Start DATA PROVIDED
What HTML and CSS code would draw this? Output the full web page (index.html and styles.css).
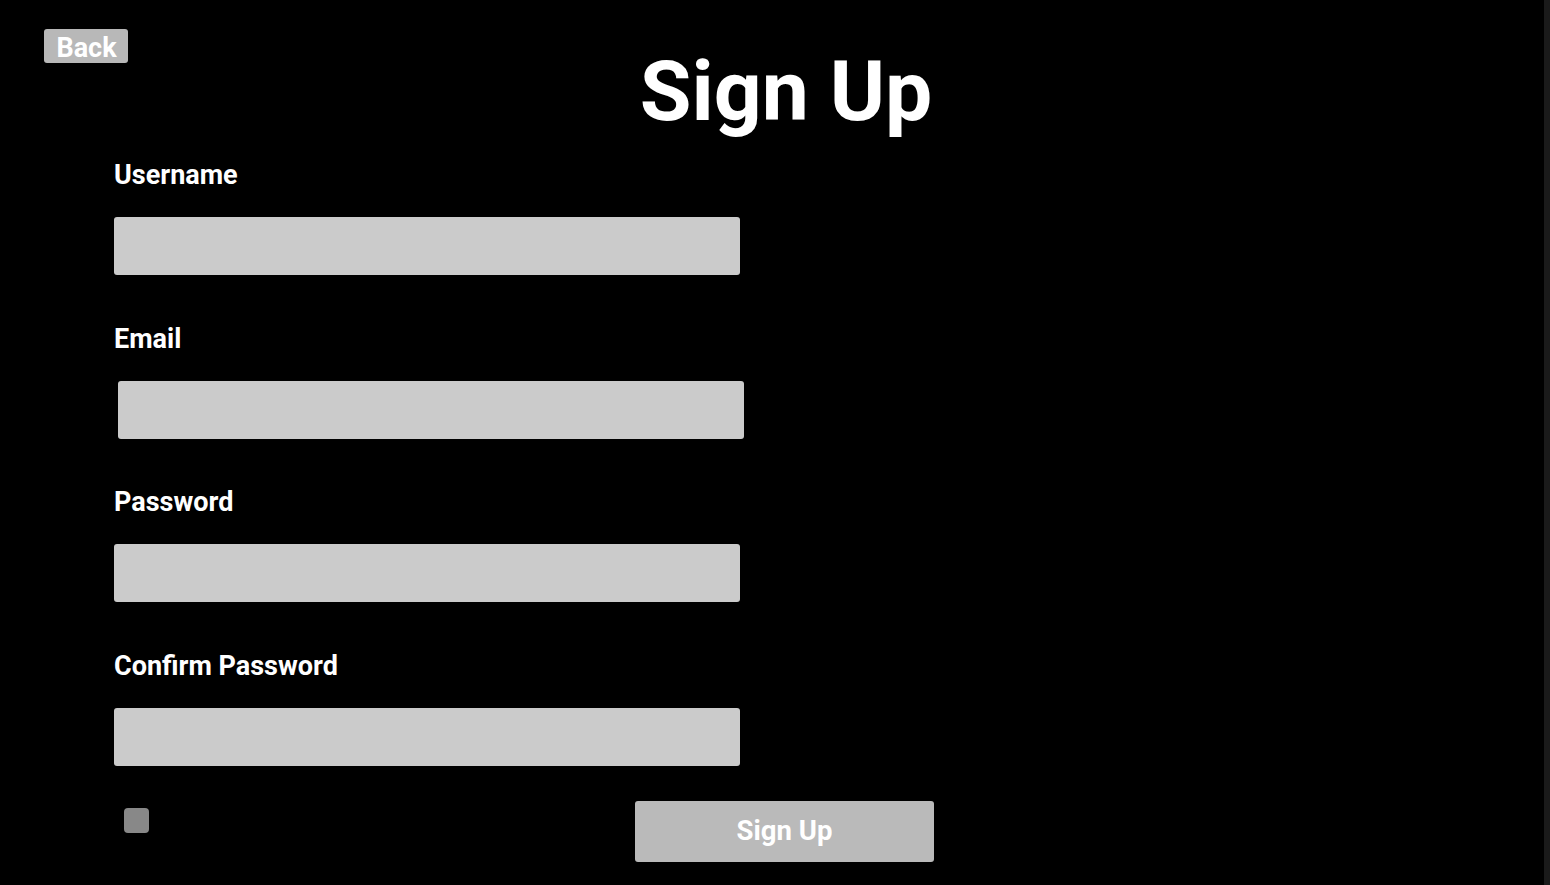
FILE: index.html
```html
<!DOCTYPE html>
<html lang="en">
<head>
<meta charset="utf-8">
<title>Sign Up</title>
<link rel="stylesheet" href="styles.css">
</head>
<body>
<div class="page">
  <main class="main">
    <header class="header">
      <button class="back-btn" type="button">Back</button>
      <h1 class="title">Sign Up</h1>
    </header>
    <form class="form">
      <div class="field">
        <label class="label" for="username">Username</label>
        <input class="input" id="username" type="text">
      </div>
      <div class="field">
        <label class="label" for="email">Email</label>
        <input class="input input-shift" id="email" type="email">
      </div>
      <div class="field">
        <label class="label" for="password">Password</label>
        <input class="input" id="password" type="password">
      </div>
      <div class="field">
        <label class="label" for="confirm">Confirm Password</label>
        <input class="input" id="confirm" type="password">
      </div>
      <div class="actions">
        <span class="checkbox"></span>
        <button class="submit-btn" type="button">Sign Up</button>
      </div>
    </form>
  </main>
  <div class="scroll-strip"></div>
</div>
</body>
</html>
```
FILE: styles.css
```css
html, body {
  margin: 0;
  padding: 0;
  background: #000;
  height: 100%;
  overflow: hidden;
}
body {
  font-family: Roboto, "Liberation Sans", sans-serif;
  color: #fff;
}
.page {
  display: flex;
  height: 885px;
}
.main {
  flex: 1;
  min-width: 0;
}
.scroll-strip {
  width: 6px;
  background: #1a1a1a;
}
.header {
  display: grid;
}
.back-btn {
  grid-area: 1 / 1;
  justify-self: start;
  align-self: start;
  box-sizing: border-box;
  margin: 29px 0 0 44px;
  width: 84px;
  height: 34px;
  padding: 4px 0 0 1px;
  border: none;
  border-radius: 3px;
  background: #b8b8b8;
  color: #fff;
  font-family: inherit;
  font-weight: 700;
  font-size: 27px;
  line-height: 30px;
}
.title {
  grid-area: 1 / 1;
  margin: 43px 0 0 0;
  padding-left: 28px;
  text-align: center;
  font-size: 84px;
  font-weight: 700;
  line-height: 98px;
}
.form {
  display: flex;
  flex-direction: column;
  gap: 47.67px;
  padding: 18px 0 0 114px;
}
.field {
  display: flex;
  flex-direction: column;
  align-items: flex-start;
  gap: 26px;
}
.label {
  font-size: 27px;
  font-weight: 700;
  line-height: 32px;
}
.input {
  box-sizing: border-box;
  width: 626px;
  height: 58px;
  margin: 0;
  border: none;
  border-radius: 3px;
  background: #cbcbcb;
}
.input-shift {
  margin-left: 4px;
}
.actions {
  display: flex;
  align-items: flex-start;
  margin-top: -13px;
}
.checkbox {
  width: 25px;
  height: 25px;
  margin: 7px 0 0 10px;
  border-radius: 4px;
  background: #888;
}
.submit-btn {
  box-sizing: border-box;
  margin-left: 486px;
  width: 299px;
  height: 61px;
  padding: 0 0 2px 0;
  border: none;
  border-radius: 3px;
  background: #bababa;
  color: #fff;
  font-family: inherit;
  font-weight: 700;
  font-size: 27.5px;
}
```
End DATA PROVIDED
WHAT THE EXERCISE ASKS
Copy every line of the listing containing the string "styles".

EXERCISE RESPONSE
What HTML and CSS code would draw this? Output the full web page (index.html and styles.css).
<link rel="stylesheet" href="styles.css">
FILE: styles.css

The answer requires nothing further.